By Anita Kumar
Washington Post Staff Writer
Saturday, March 13, 2010; B01
RICHMOND -- The federal investigation into one of Virginia's most powerful legislators prompted a flurry of proposals this year to prevent a similar ethical lapse. But even lawmakers acknowledge that the bills passed by the General Assembly this week might not do much to halt the questionable behavior that some of their colleagues have engaged in.
The legislation would not prohibit lawmakers from being employed by the state or representing their clients before state agencies. It would not forbid their spouses to lobby the General Assembly. It would not change Virginia's limitless-campaign-contribution laws.
And it would probably not have stopped then-Del. Phillip A. Hamilton (R-Newport News) from seeking a job at Old Dominion University while securing money for the school as one of the legislature's dozen budget negotiators.
"It's not been something they want to mess with if they don't have to," said Alan Rosenthal, a public policy professor at Rutgers University who monitors ethics reform in state legislatures across the nation. "Most legislators think they are honest. They think most of their colleagues are honest."
Several bills did not pass. Most that did deal less with an individual lawmaker's initial actions than with the subsequent release of information in annual reports and investigations if there is an allegation of misconduct.
State Sen. Ralph S. Northam (D-Norfolk), one of the sponsors, described the changes as "nothing major" but argued that transparency can be a deterrent for wrongdoing.
Del. Robin A. Abbott (D-Newport News), who defeated Hamilton after campaigning in part on ethics reform, acknowledged that she proposed only modest changes because she said she wanted them to get through the legislature easily. But even some of those bills failed.

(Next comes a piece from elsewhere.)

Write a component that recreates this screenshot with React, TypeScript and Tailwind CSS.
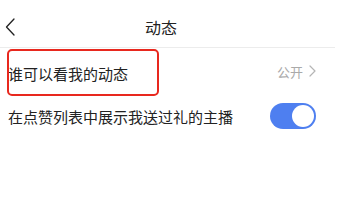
export default function App() {
  return (
    <div
      className="w-[340px] h-[224px] bg-white overflow-hidden text-[#222]"
      style={{ fontFamily: '"Noto Sans CJK SC", "Noto Sans", sans-serif' }}
    >
      {/* Header */}
      <div className="relative h-[48px] flex items-center justify-center border-b border-[#ececec] mr-[5px] pr-[13px]">
        <button className="absolute left-[4px] top-[17px] w-[12px] h-[20px] flex items-center justify-center">
          <svg width="10" height="18" viewBox="0 0 10 18" fill="none">
            <path d="M9 1L1.5 9L9 17" stroke="#222" strokeWidth="1.3" strokeLinecap="round" strokeLinejoin="round" />
          </svg>
        </button>
        <h1 className="text-[16px] leading-none font-normal mt-[7px]">动态</h1>
      </div>

      {/* Who can see */}
      <div className="relative h-[48px] flex items-center justify-between pl-[8px] pr-[24px]">
        <span className="text-[15px] leading-none mt-[2px]">谁可以看我的动态</span>
        <span className="flex items-center gap-[6px] text-[13px] leading-none text-[#aaa] mt-[-2px]">
          公开
          <svg width="7" height="12" viewBox="0 0 7 12" fill="none">
            <path d="M1 1L6 6L1 11" stroke="#b5b5b5" strokeWidth="1.2" strokeLinecap="round" strokeLinejoin="round" />
          </svg>
        </span>
        <div className="absolute left-[7px] top-[1px] w-[152px] h-[47px] border-2 border-[#e8281e] rounded-[5px]" />
      </div>

      {/* Gift list toggle */}
      <div className="h-[40px] flex items-center justify-between pl-[8px] pr-[24px]">
        <span className="text-[15px] leading-none">在点赞列表中展示我送过礼的主播</span>
        <div className="w-[46px] h-[26px] rounded-full bg-[#4e7ff0] flex items-center justify-end px-[2px]">
          <div className="w-[22px] h-[22px] rounded-full bg-white" />
        </div>
      </div>
    </div>
  );
}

"If everyone is afraid of reform, it raises the horrible question, 'What are you afraid of?' " she said. "They thought we were moving a little bit too quickly. That was just another excuse."
Still, the bills that were approved mark some of the first changes to the General Assembly's conflict-of-interest statute in more than two decades.

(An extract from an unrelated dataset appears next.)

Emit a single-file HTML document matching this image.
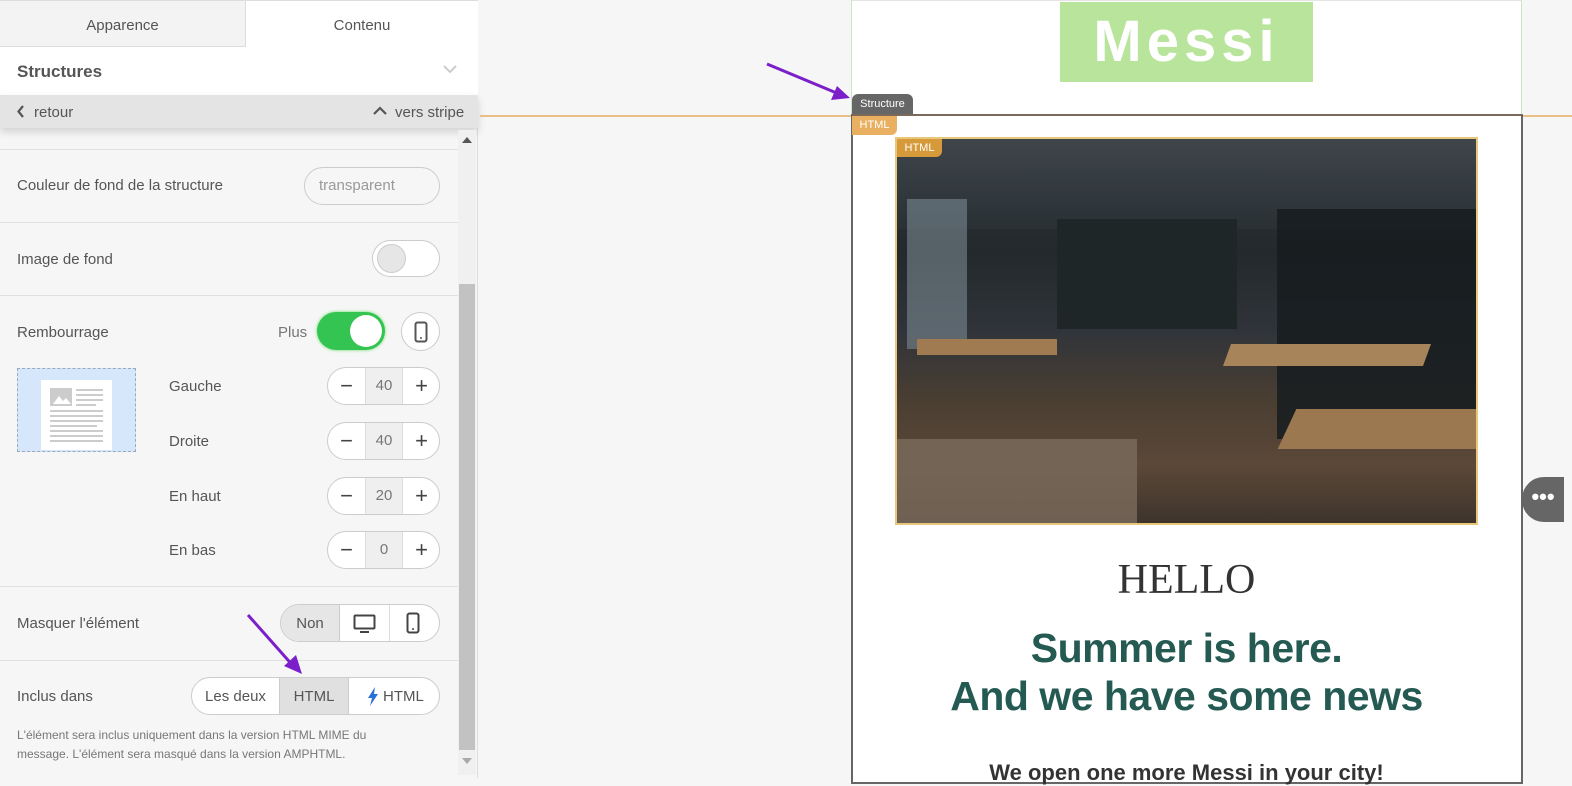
<!DOCTYPE html>
<html><head><meta charset="utf-8"><style>
*{box-sizing:border-box;margin:0;padding:0}
body{width:1572px;height:778px;overflow:hidden;background:#f6f6f6;font-family:"Liberation Sans",sans-serif;color:#555;position:relative}
.a{position:absolute}
.lbl{position:absolute;left:17px;font-size:15px;color:#555}
.hr{position:absolute;left:0;width:458px;height:1px;background:#e0e0e0}
.pill{position:absolute;border:1px solid #ccc;border-radius:20px;background:#fff;overflow:hidden}
.step{position:absolute;left:327px;width:113px;height:38px;border:1px solid #ccc;border-radius:19px;background:#fff;overflow:hidden;font-size:15px}
.step span{position:absolute;top:0;height:36px;line-height:36px;text-align:center}
.sub{position:absolute;left:169px;font-size:15px;color:#555}
</style></head><body>
<div class="a" style="left:0;top:0;width:478px;height:778px;background:#f6f6f6;border-right:1px solid #ddd"></div>
<div class="a" style="left:0;top:0;width:246px;height:47px;background:#f3f3f3;border:1px solid #ddd;border-left:none;text-align:center;line-height:50px;font-size:15px;color:#555">Apparence</div>
<div class="a" style="left:246px;top:0;width:232px;height:47px;background:#fff;text-align:center;line-height:50px;font-size:15px;color:#555;border-top:1px solid #ddd">Contenu</div>
<div class="a" style="left:0;top:47px;width:478px;height:48px;background:#fff"></div>
<div class="a" style="left:17px;top:62px;font-size:17px;font-weight:bold;color:#555">Structures</div>
<svg class="a" style="left:443px;top:64px" width="14" height="10"><path d="M1 2l6 6 6-6" stroke="#ccc" stroke-width="2" fill="none"/></svg>
<div class="a" style="left:0;top:95px;width:478px;height:33px;background:#e4e4e4;box-shadow:0 4px 8px rgba(0,0,0,.15)"></div>
<svg class="a" style="left:17px;top:105px" width="8" height="13"><path d="M6 1L1.5 6.5 6 12" stroke="#555" stroke-width="2.2" fill="none"/></svg>
<div class="a" style="left:34px;top:104px;font-size:15px;color:#555">retour</div>
<svg class="a" style="left:373px;top:106px" width="14" height="9"><path d="M1 8l6-6 6 6" stroke="#555" stroke-width="2.2" fill="none"/></svg>
<div class="a" style="left:395px;top:104px;font-size:15px;color:#555">vers stripe</div>
<div class="a" style="left:458px;top:130px;width:18px;height:645px;background:#f0f0f0"></div>
<div class="a" style="left:459px;top:284px;width:16px;height:466px;background:#c2c2c2"></div>
<svg class="a" style="left:462px;top:137px" width="10" height="6"><path d="M0 6L5 0 10 6z" fill="#555"/></svg>
<svg class="a" style="left:462px;top:758px" width="10" height="6"><path d="M0 0L5 6 10 0z" fill="#aaa"/></svg>
<div class="hr" style="top:149px"></div>
<div class="hr" style="top:222px"></div>
<div class="hr" style="top:295px"></div>
<div class="hr" style="top:586px"></div>
<div class="hr" style="top:660px"></div>
<div class="lbl" style="top:177px">Couleur de fond de la structure</div>
<div class="pill" style="left:304px;top:167px;width:136px;height:38px;background:#f6f6f6;color:#999;font-size:15px;line-height:36px;padding-left:14px">transparent</div>
<div class="lbl" style="top:251px">Image de fond</div>
<div class="pill" style="left:372px;top:240px;width:68px;height:37px"><div class="a" style="left:4px;top:3px;width:29px;height:29px;border-radius:50%;background:#e6e6e6;border:1px solid #ccc"></div></div>
<div class="lbl" style="top:324px">Rembourrage</div>
<div class="a" style="left:278px;top:324px;font-size:15px;color:#777">Plus</div>
<div class="a" style="left:317px;top:312px;width:68px;height:38px;border-radius:19px;background:#34c452;box-shadow:0 0 3px #6d6"><div class="a" style="left:33px;top:3px;width:32px;height:32px;border-radius:50%;background:#fff"></div></div>
<div class="pill" style="left:401px;top:312px;width:39px;height:39px"><svg class="a" style="left:12px;top:8px" width="14" height="22"><rect x="1.5" y="1.5" width="11" height="19" rx="2" stroke="#555" stroke-width="2" fill="none"/><circle cx="7" cy="17" r="1" fill="#555"/></svg></div>
<div class="a" style="left:17px;top:368px;width:119px;height:84px;background:#d6e7fb;border:1px dashed #9ab"></div>
<svg class="a" style="left:41px;top:380px" width="71" height="70"><rect width="71" height="70" fill="#fff"/><rect x="9" y="8" width="22" height="18" fill="#ccc"/><path d="M12 24l6-8 4 5 3-3 5 6z" fill="#fff"/><g stroke="#ccc" stroke-width="2"><path d="M35 10h27M35 15h27M35 20h27M35 25h20M9 31h53M9 36h53M9 41h53M9 46h47M9 51h53M9 56h53M9 61h53"/></g></svg>
<div class="sub" style="top:378px">Gauche</div>
<div class="sub" style="top:433px">Droite</div>
<div class="sub" style="top:488px">En haut</div>
<div class="sub" style="top:542px">En bas</div>
<div class="step" style="top:367px"><span style="left:0;width:37px;font-size:22px;color:#444">−</span><span style="left:37px;width:38px;background:#efefef;border-left:1px solid #ddd;border-right:1px solid #ddd;color:#777">40</span><span style="left:75px;width:37px;font-size:22px;color:#444">+</span></div>
<div class="step" style="top:422px"><span style="left:0;width:37px;font-size:22px;color:#444">−</span><span style="left:37px;width:38px;background:#efefef;border-left:1px solid #ddd;border-right:1px solid #ddd;color:#777">40</span><span style="left:75px;width:37px;font-size:22px;color:#444">+</span></div>
<div class="step" style="top:477px"><span style="left:0;width:37px;font-size:22px;color:#444">−</span><span style="left:37px;width:38px;background:#efefef;border-left:1px solid #ddd;border-right:1px solid #ddd;color:#777">20</span><span style="left:75px;width:37px;font-size:22px;color:#444">+</span></div>
<div class="step" style="top:531px"><span style="left:0;width:37px;font-size:22px;color:#444">−</span><span style="left:37px;width:38px;background:#efefef;border-left:1px solid #ddd;border-right:1px solid #ddd;color:#777">0</span><span style="left:75px;width:37px;font-size:22px;color:#444">+</span></div>
<div class="lbl" style="top:615px">Masquer l'élément</div>
<div class="pill" style="left:280px;top:604px;width:160px;height:38px">
<div class="a" style="left:0;top:0;width:59px;height:36px;background:#e6e6e6;border-right:1px solid #ccc;text-align:center;line-height:37px;font-size:15px;color:#555">Non</div>
<div class="a" style="left:108px;top:0;width:1px;height:36px;background:#ddd"></div>
<svg class="a" style="left:72px;top:9px" width="24" height="20"><rect x="1.5" y="1.5" width="20" height="13" rx="1" stroke="#444" stroke-width="2" fill="none"/><path d="M7 18h9" stroke="#444" stroke-width="2"/></svg>
<svg class="a" style="left:125px;top:7px" width="14" height="23"><rect x="1.5" y="1.5" width="11" height="19" rx="2" stroke="#444" stroke-width="2" fill="none"/><circle cx="7" cy="17" r="1" fill="#444"/></svg>
</div>
<div class="lbl" style="top:688px">Inclus dans</div>
<div class="pill" style="left:191px;top:677px;width:249px;height:38px;font-size:15px">
<div class="a" style="left:0;top:0;width:87px;height:36px;text-align:center;line-height:37px;color:#555">Les deux</div>
<div class="a" style="left:87px;top:0;width:70px;height:36px;background:#e0e0e0;border-left:1px solid #ccc;border-right:1px solid #ccc;text-align:center;line-height:37px;color:#555">HTML</div>
<svg class="a" style="left:175px;top:9px" width="12" height="19"><path d="M8 0L1 11h4l-2 8 8-12H7z" fill="#2a6fd6"/></svg>
<div class="a" style="left:191px;top:0;line-height:37px;color:#555">HTML</div>
</div>
<div class="a" style="left:17px;top:726px;font-size:12px;color:#777;line-height:19px;width:395px">L'élément sera inclus uniquement dans la version HTML MIME du message. L'élément sera masqué dans la version AMPHTML.</div>
<svg class="a" style="left:240px;top:610px" width="70" height="65"><path d="M8 5L55 58" stroke="#7a1fc9" stroke-width="3"/><path d="M62 64L44 56l12-11z" fill="#7a1fc9"/></svg>
<div class="a" style="left:851px;top:0;width:671px;height:114px;background:#fff;border-left:1px solid #cfe3c6;border-right:1px solid #cfe3c6;border-top:1px solid #e4e4e4"></div>
<div class="a" style="left:1060px;top:2px;width:253px;height:80px;background:#b8e59b;color:#fff;font-size:58px;font-weight:bold;text-align:center;line-height:80px;letter-spacing:5px">Messi</div>
<div class="a" style="left:480px;top:115px;width:1092px;height:2px;background:#e8bf85"></div>
<div class="a" style="left:851px;top:114px;width:672px;height:670px;background:#fff;border:2px solid #666;border-top-color:#7a6a5a"></div>
<div class="a" style="left:852px;top:94px;width:61px;height:20px;background:#666;border-radius:6px 6px 0 0;color:#fff;font-size:11px;line-height:21px;text-align:center">Structure</div>
<div class="a" style="left:852px;top:116px;width:45px;height:19px;background:#e8b060;color:#fff;font-size:11px;line-height:19px;text-align:center;border-radius:0 0 6px 0">HTML</div>
<svg class="a" style="left:764px;top:60px" width="90" height="42"><path d="M3 4L75 34" stroke="#7a1fc9" stroke-width="3"/><path d="M86 38L67 40l6-14z" fill="#7a1fc9"/></svg>
<div class="a" style="left:895px;top:137px;width:583px;height:388px;border:2px solid #e8c77a;overflow:hidden;background:linear-gradient(180deg,#2e3438 0%,#23292c 30%,#30343a 50%,#4a3e32 68%,#5b4838 85%,#3e342c 100%)">
<div class="a" style="left:0;top:0;width:583px;height:90px;background:linear-gradient(180deg,#434a50,#2a3236);opacity:.8"></div>
<div class="a" style="left:10px;top:60px;width:60px;height:150px;background:#8a9aa4;opacity:.5"></div>
<div class="a" style="left:160px;top:80px;width:180px;height:110px;background:#1e2628"></div>
<div class="a" style="left:380px;top:70px;width:200px;height:230px;background:#161c1f;opacity:.85"></div>
<div class="a" style="left:20px;top:200px;width:140px;height:16px;background:#a07a50"></div>
<div class="a" style="left:330px;top:205px;width:200px;height:22px;background:#a8845a;transform:skewX(-20deg)"></div>
<div class="a" style="left:390px;top:270px;width:200px;height:40px;background:#9c7850;transform:skewX(-25deg)"></div>
<div class="a" style="left:0;top:300px;width:240px;height:90px;background:#7a6c5c;opacity:.8"></div>
<div class="a" style="left:0;top:0;width:45px;height:18px;background:#d69a3a;color:#fff;font-size:11px;line-height:18px;text-align:center;border-radius:0 0 6px 0">HTML</div>
</div>
<div class="a" style="left:851px;top:556px;width:671px;text-align:center;font-family:'Liberation Serif',serif;font-size:42px;color:#333">HELLO</div>
<div class="a" style="left:851px;top:624px;width:671px;text-align:center;font-size:41px;font-weight:bold;color:#255a53;line-height:48px;letter-spacing:-0.5px">Summer is here.<br>And we have some news</div>
<div class="a" style="left:851px;top:760px;width:671px;text-align:center;font-size:22px;font-weight:bold;color:#333">We open one more Messi in your city!</div>
<div class="a" style="left:1522px;top:477px;width:42px;height:45px;background:#666;border-radius:22px 0 0 22px;color:#fff;font-size:22px;text-align:center;line-height:40px;font-weight:bold">•••</div>
</body></html>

The main bill that passed would require a legislative panel to hold its meetings in public once its investigation has moved beyond a preliminary phase and to continue even if a legislator resigns from office. Hamilton lost his bid for reelection in November and resigned before his term had concluded, ending the House of Delegates investigation into his conduct. A federal grand jury in November served the House with a subpoena for documents in the case.
Much of the opposition to the bills was from those who said they were worried the changes would lead them to be exposed to unfair political attacks.

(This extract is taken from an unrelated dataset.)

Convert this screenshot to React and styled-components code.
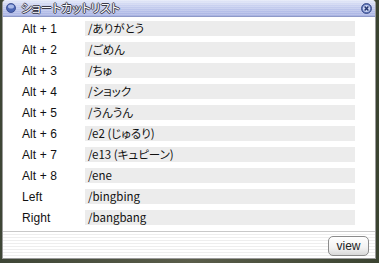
import * as React from "react";
import styled, { createGlobalStyle } from "styled-components";

const GlobalStyle = createGlobalStyle`
  html, body {
    margin: 0;
    padding: 0;
    background: #4b5140;
  }
  body {
    font-family: "MS UI Gothic", "Noto Sans CJK JP", "Liberation Sans", sans-serif;
  }
`;

const Page = styled.div`
  width: 379px;
  height: 263px;
  padding: 0 0 0 2px;
  box-sizing: border-box;
  background: linear-gradient(90deg, #3e4636 0%, #5a5d4a 50%, #3b4431 100%);
`;

const Window = styled.div`
  width: 374px;
  height: 259px;
  box-sizing: border-box;
  display: flex;
  flex-direction: column;
  background: #fff;
  border: 1px solid #9a9a9a;
  border-top: none;
  border-radius: 4px 4px 0 0;
  overflow: hidden;
`;

const TitleBar = styled.div`
  height: 17px;
  flex: none;
  display: flex;
  align-items: center;
  padding: 0 3px 0 3px;
  box-sizing: border-box;
  background:
    repeating-linear-gradient(180deg, rgba(255,255,255,0.18) 0 1px, rgba(255,255,255,0) 1px 2px),
    linear-gradient(180deg, #e4e9f8 0%, #c9d1f0 35%, #b3bde8 75%, #a9b3e2 100%);
  border-bottom: 1px solid #8f9ac8;
`;

const TitleText = styled.span`
  margin-left: 5px;
  font-size: 12px;
  line-height: 14px;
  color: #fafafa;
  font-feature-settings: "palt";
  letter-spacing: -0.2px;
  text-shadow:
    1px 0 0 #3a3a4a, -1px 0 0 #3a3a4a, 0 1px 0 #3a3a4a, 0 -1px 0 #3a3a4a;
`;

const Spacer = styled.div`
  flex: 1;
`;

const List = styled.div`
  flex: 1;
  display: flex;
  flex-direction: column;
  gap: 6px;
  padding: 4px 0 0 0;
`;

const Row = styled.div`
  display: flex;
  align-items: center;
  height: 15px;
`;

const KeyLabel = styled.div`
  width: 63px;
  padding-left: 19px;
  font-size: 12px;
  color: #111;
  font-family: "Liberation Sans", "Noto Sans CJK JP", sans-serif;
  letter-spacing: 0.1px;
`;

const Value = styled.div`
  width: 270px;
  height: 15px;
  background: #ececec;
  padding-left: 3px;
  box-sizing: border-box;
  font-size: 11.5px;
  line-height: 15px;
  color: #111;
  font-feature-settings: "palt";
  white-space: nowrap;
`;

const Footer = styled.div`
  height: 26px;
  flex: none;
  display: flex;
  align-items: center;
  justify-content: flex-end;
  padding-right: 6px;
  border-top: 1px solid #c8c8c8;
  background: repeating-linear-gradient(180deg, #ffffff 0 2px, #eeeeee 2px 3px);
`;

const ViewButton = styled.button`
  width: 41px;
  height: 20px;
  padding: 0;
  border: 1px solid #8c8c8c;
  border-radius: 5px;
  background: linear-gradient(180deg, #ffffff 0%, #f2f2f2 60%, #d9d9d9 100%);
  font-family: "Liberation Sans", sans-serif;
  font-size: 12px;
  color: #222;
  margin-top: 1px;
`;

function TitleIcon() {
  return (
    <svg width="10" height="10" viewBox="0 0 10 10">
      <circle cx="5" cy="5" r="4.5" fill="#4d67b4" stroke="#2e4286" strokeWidth="0.8" />
      <ellipse cx="5" cy="3.6" rx="3" ry="2" fill="#a8b9e8" />
    </svg>
  );
}

function CloseIcon() {
  return (
    <svg width="11" height="11" viewBox="0 0 11 11">
      <circle cx="5.5" cy="5.5" r="5" fill="#6076b8" stroke="#2d3f7c" strokeWidth="0.8" />
      <circle cx="5.5" cy="5.5" r="3.6" fill="#c9d3f1" />
      <path d="M3.6 3.6 L7.4 7.4 M7.4 3.6 L3.6 7.4" stroke="#23346e" strokeWidth="1.4" />
    </svg>
  );
}

const shortcuts = [
  ["Alt + 1", "/ありがとう"],
  ["Alt + 2", "/ごめん"],
  ["Alt + 3", "/ちゅ"],
  ["Alt + 4", "/ショック"],
  ["Alt + 5", "/うんうん"],
  ["Alt + 6", "/e2 (じゅるり)"],
  ["Alt + 7", "/e13 (キュピーン)"],
  ["Alt + 8", "/ene"],
  ["Left", "/bingbing"],
  ["Right", "/bangbang"],
];

export default function App() {
  return (
    <>
      <GlobalStyle />
      <Page>
        <Window>
          <TitleBar>
            <TitleIcon />
            <TitleText>ショートカットリスト</TitleText>
            <Spacer />
            <CloseIcon />
          </TitleBar>
          <List>
            {shortcuts.map(([key, cmd]) => (
              <Row key={key}>
                <KeyLabel>{key}</KeyLabel>
                <Value>{cmd}</Value>
              </Row>
            ))}
          </List>
          <Footer>
            <ViewButton>view</ViewButton>
          </Footer>
        </Window>
      </Page>
    </>
  );
}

"I don't think anyone here questions we need some changes," state Sen. Frederick M. Quayle (R-Chesapeake) said during debate on the Senate floor this week. "This has some minefields in it -- the provisions in this bill make it possible for some political mischief to occur immediately prior to an election. While I agree we need some changes in these rules, I don't think this is the one."
Another bill, sponsored by Del. William R. Janis (R-Goochland), would require legislators to disclose salaries greater than $10,000 from state or local government.
Legislators are now exempt from reporting that information on annual reports. Hamilton disclosed his $40,000 Old Dominion University income, but others lawmakers have not reported salaries, particularly from universities.
None of the bills would keep lawmakers from working for the state or representing clients in front of state agencies.
Almost a dozen now do that kind of representation at agencies, including the State Corporation Commission, the Virginia Alcohol Beverage Control Board and the Department of Motor Vehicles, according to the Virginia Public Access Project, a nonpartisan tracker of money in politics.
Gov. Robert F. McDonnell (R), who campaigned last year on more transparency in government, has said he will sign the bills.
A slew of other ethics proposals were killed, including those that would have banned gifts worth more than $100, created a panel to review legislators' statement of economic interest forms annually and increased how much information lobbyists must disclose to the state, such as which specific bills they have lobbied upon.
Del. C.L. "Clay" Athey Jr. (R-Warren) said the General Assembly was unnecessarily rushing to make changes after Hamilton's case.
"We move deliberately in Virginia," he said. "We don't move quickly. We don't base our decisions on emotion."
Legislators did agree to forbid anyone bidding on a state contract worth more than $5 million from making contributions to the governor after the bid is made, but only after they amended the bill to exclude themselves from the requirement.
And they killed a bill that would have prohibited legislators from serving as commissioner of accounts -- though currently only one, state Sen. Thomas K. Norment Jr. (R-James City), has the part-time job as an attorney for the courts, paying $120,000 last year.
House Minority Leader Ward L. Armstrong (D-Henry), who sponsored some of the proposals that passed, said he was disappointed the reforms did not go as far as he had hoped. For example, his original bill deemed legislators in violation of ethics rules if they knew or should have known that their actions were in violation of ethical standards. But he said he was pleased that the legislature passed some measures.
"It is important our citizens have faith in an open and honest government," he said. "As legislators, we are here to represent the people's interests, not our own interests."